As an introduction to clear, rational, scientific thinking, The Demon-Haunted World succeeds. As an exploration of one man's passion for the scientific search for understanding, only Richard Dawkins The Greatest Show on Earth is comparable. Clearly presented here is a staple of rational inquiry; 'Occam's Razor', a theory of parsimony that can be applied to critical thinking in general, showing that the scientific method has application beyond laboratory use.

Sagan fascinates with his exploration of the roots of "Ufology", which he presents as a case of the hyperactive minds of our species infused with Cold War paranoia. The famous astrophysicist Neil Degrasse Tyson once remarked humorously on the logical leap made by a hypothetical observer of mysterious aerial phenomenon. He pointed out that this observer first must admit that he has almost no understanding of said phenomenon, and promptly proceeds based upon ignorance that it must be alien technology. "Hey, this is beyond my comprehension and I have no idea what this is, ergo alien spacecraft!" The influence of Hollywood cannot be said to be absent in this blatant violation of Occam's Razor.
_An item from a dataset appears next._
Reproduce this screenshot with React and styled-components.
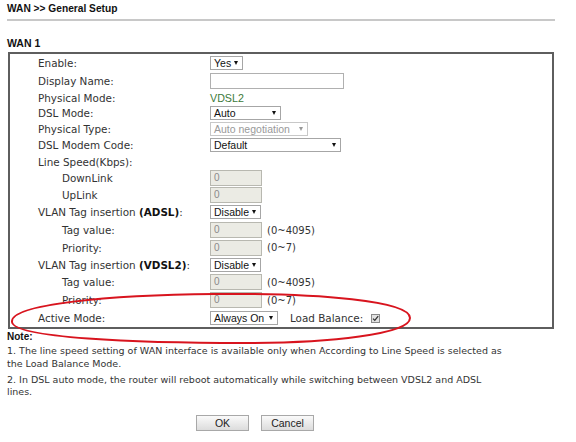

I feel the overused and often arrogant cliche, namely that "this book should be a part of the education of every child" is going just a bit too far. I will take a step back and say that this is a book that I would insist my children would read. Critical thinking is a tool that is not stressed with the vigor that it's historical effectiveness demands, and Sagan's Demon-Haunted World is as good a light introduction as I have read.